Run prepare‑data on the ec2‑k80 remote:

guild run prepare-data -r ec2-k80

Press Enter to confirm the operation.

Guild packages the local project and installs it on the remote. It then runs the operation in EC2.

When the operation finishes, view the remote run:

guild runs -r ec2-k80

Guild shows the runs on the remote (ID and times will differ):

[1:43e252de]  fashion/fashion:prepare-data  2018-10-25 13:24:21  completed

Next, run train on the remote:

guild run train -r ec2-k80

Press Enter to continue.

Guild similarly packages the local project and runs it on EC2.

When the train operation finishes, list remote runs:

guild runs -e ec2-k80

Guild shows two remote runs (IDs and times will differ):

[1:b50bea64]  fashion/fashion:train         2018-10-25 13:34:41  completed
[2:43e252de]  fashion/fashion:prepare-data  2018-10-25 13:24:21  completed

Both of these runs reside on the remote server in EC2. In the next section we copy them to the local system.

Pull remote runs

We use EC2 to perform computation but we ultimately want to capture the results. We can do that using the pull command, which synchronizes runs on a remote to our local environment.

Pull all of the remote runs:

guild pull ec2-k80

Press Enter to confirm.

Guild copies the runs on EC2 to the local system.

When the command finishes, view the local runs:

guild runs

Guild shows the two remote runs, which have been copied to the local system.

Once remote runs are pulled, they are like any other local run.

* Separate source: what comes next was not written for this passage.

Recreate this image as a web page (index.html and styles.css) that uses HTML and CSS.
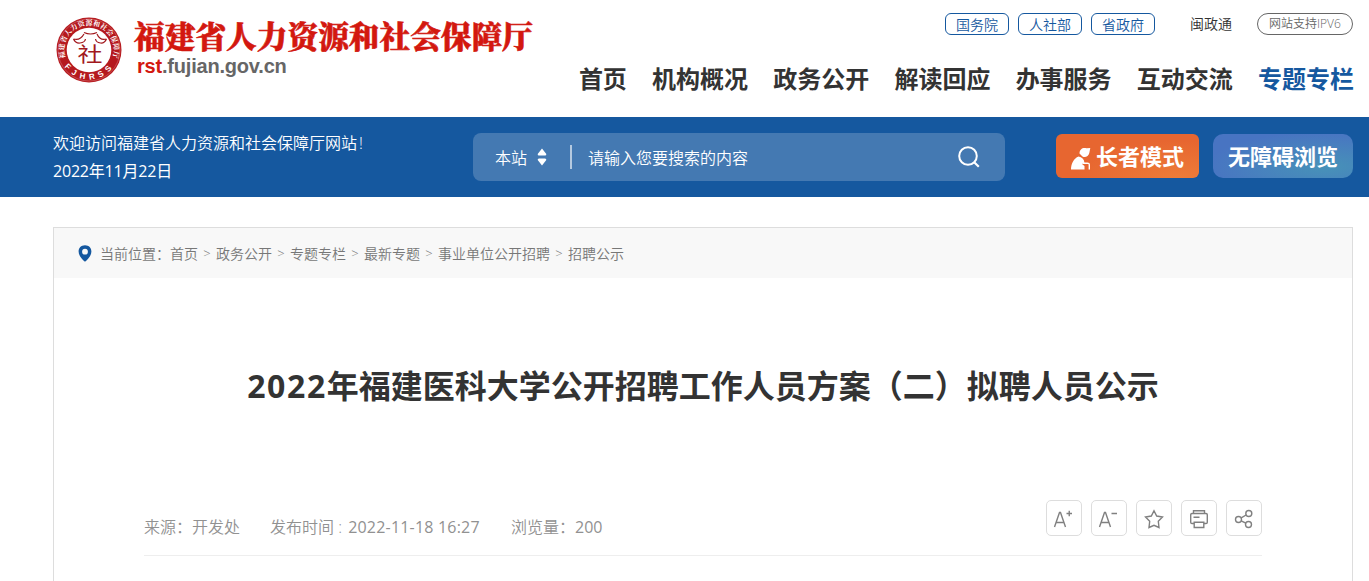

With the runs safely copied, we can stop the remote server so we don’t pay for unused EC2 resources.

Stop remote

Use remote stop to terminate the ec2‑k80 instance and all of its supporting EC2 services:

guild remote stop ec2-k80

Type y and press Enter to confirm that you want to stop the remote.

Important

Stopping an EC2 remote will terminate the associated EC2 instance. You will lose any files stored on non-persistent storage. If you want remote runs, copy them locally using pull first.

Summary

In this guide we use a Guild remote to start a server in EC2 that is used to train the basic Fashion-MNIST example. Once trained, we copy the remote runs to the local system and stop the remote to avoid ongoing AWS costs.